EXERCISE: Leave out the pictures and restate the rest of the data exactly.

[start]

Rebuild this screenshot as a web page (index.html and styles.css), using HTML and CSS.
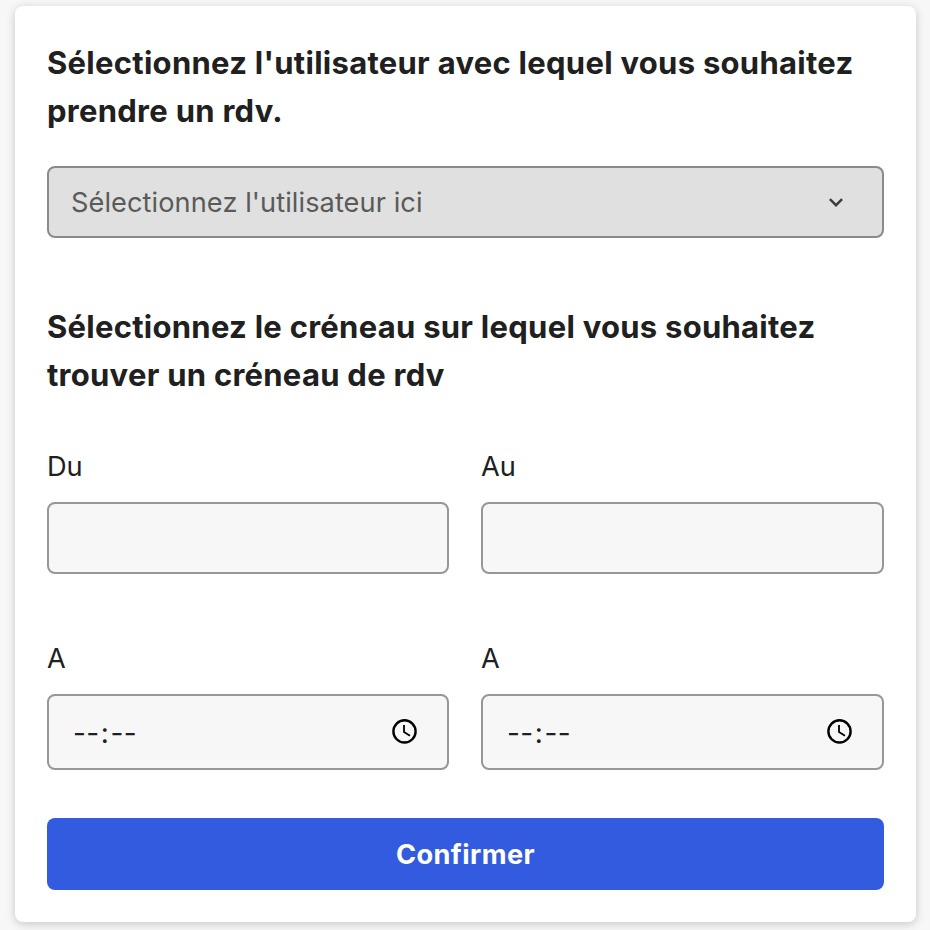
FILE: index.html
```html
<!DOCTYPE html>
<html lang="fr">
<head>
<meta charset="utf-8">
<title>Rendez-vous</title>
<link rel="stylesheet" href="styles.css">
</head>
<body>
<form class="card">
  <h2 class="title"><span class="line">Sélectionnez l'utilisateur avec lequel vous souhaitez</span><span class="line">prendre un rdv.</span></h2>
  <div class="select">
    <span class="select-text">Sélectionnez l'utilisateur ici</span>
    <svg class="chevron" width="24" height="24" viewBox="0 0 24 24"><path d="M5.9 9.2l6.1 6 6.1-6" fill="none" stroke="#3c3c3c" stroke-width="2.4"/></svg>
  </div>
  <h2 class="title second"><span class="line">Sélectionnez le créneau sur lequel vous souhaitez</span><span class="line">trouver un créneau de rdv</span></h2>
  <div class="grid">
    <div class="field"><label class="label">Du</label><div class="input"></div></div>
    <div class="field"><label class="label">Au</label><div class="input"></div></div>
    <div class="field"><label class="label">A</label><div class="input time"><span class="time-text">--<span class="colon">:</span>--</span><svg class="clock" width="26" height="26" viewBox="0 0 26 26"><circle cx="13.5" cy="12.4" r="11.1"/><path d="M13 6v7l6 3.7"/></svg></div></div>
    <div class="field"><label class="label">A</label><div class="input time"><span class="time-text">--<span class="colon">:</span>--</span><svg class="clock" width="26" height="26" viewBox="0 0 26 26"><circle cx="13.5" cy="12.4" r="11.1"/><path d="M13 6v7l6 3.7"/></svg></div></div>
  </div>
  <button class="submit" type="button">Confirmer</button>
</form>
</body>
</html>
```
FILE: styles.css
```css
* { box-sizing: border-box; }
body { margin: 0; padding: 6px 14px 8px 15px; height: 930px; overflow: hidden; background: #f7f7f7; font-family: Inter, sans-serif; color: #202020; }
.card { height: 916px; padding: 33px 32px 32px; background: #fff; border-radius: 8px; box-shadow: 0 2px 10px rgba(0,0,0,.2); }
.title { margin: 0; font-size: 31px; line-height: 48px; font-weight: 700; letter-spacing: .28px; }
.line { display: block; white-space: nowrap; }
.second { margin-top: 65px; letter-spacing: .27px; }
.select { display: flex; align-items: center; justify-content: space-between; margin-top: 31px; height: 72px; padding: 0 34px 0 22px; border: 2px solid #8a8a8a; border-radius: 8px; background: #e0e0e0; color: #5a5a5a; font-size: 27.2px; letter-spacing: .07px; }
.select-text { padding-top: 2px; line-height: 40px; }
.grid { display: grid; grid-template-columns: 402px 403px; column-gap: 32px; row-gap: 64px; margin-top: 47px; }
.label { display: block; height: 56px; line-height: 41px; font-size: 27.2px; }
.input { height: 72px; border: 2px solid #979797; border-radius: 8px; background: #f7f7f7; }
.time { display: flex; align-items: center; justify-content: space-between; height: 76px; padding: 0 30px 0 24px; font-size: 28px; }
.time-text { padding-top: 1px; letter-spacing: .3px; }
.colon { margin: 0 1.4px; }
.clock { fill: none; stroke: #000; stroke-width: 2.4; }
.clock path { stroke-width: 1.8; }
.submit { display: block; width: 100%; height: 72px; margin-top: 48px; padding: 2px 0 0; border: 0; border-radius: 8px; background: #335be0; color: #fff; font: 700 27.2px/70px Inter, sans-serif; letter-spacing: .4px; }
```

[end]

THE RESPONSE:
Rebuild this screenshot as a web page (index.html and styles.css), using HTML and CSS.
FILE: index.html
```html
<!DOCTYPE html>
<html lang="fr">
<head>
<meta charset="utf-8">
<title>Rendez-vous</title>
<link rel="stylesheet" href="styles.css">
</head>
<body>
<form class="card">
  <h2 class="title"><span class="line">Sélectionnez l'utilisateur avec lequel vous souhaitez</span><span class="line">prendre un rdv.</span></h2>
  <div class="select">
    <span class="select-text">Sélectionnez l'utilisateur ici</span>
    <svg class="chevron" width="24" height="24" viewBox="0 0 24 24"><path d="M5.9 9.2l6.1 6 6.1-6" fill="none" stroke="#3c3c3c" stroke-width="2.4"/></svg>
  </div>
  <h2 class="title second"><span class="line">Sélectionnez le créneau sur lequel vous souhaitez</span><span class="line">trouver un créneau de rdv</span></h2>
  <div class="grid">
    <div class="field"><label class="label">Du</label><div class="input"></div></div>
    <div class="field"><label class="label">Au</label><div class="input"></div></div>
    <div class="field"><label class="label">A</label><div class="input time"><span class="time-text">--<span class="colon">:</span>--</span><svg class="clock" width="26" height="26" viewBox="0 0 26 26"><circle cx="13.5" cy="12.4" r="11.1"/><path d="M13 6v7l6 3.7"/></svg></div></div>
    <div class="field"><label class="label">A</label><div class="input time"><span class="time-text">--<span class="colon">:</span>--</span><svg class="clock" width="26" height="26" viewBox="0 0 26 26"><circle cx="13.5" cy="12.4" r="11.1"/><path d="M13 6v7l6 3.7"/></svg></div></div>
  </div>
  <button class="submit" type="button">Confirmer</button>
</form>
</body>
</html>
```
FILE: styles.css
```css
* { box-sizing: border-box; }
body { margin: 0; padding: 6px 14px 8px 15px; height: 930px; overflow: hidden; background: #f7f7f7; font-family: Inter, sans-serif; color: #202020; }
.card { height: 916px; padding: 33px 32px 32px; background: #fff; border-radius: 8px; box-shadow: 0 2px 10px rgba(0,0,0,.2); }
.title { margin: 0; font-size: 31px; line-height: 48px; font-weight: 700; letter-spacing: .28px; }
.line { display: block; white-space: nowrap; }
.second { margin-top: 65px; letter-spacing: .27px; }
.select { display: flex; align-items: center; justify-content: space-between; margin-top: 31px; height: 72px; padding: 0 34px 0 22px; border: 2px solid #8a8a8a; border-radius: 8px; background: #e0e0e0; color: #5a5a5a; font-size: 27.2px; letter-spacing: .07px; }
.select-text { padding-top: 2px; line-height: 40px; }
.grid { display: grid; grid-template-columns: 402px 403px; column-gap: 32px; row-gap: 64px; margin-top: 47px; }
.label { display: block; height: 56px; line-height: 41px; font-size: 27.2px; }
.input { height: 72px; border: 2px solid #979797; border-radius: 8px; background: #f7f7f7; }
.time { display: flex; align-items: center; justify-content: space-between; height: 76px; padding: 0 30px 0 24px; font-size: 28px; }
.time-text { padding-top: 1px; letter-spacing: .3px; }
.colon { margin: 0 1.4px; }
.clock { fill: none; stroke: #000; stroke-width: 2.4; }
.clock path { stroke-width: 1.8; }
.submit { display: block; width: 100%; height: 72px; margin-top: 48px; padding: 2px 0 0; border: 0; border-radius: 8px; background: #335be0; color: #fff; font: 700 27.2px/70px Inter, sans-serif; letter-spacing: .4px; }
```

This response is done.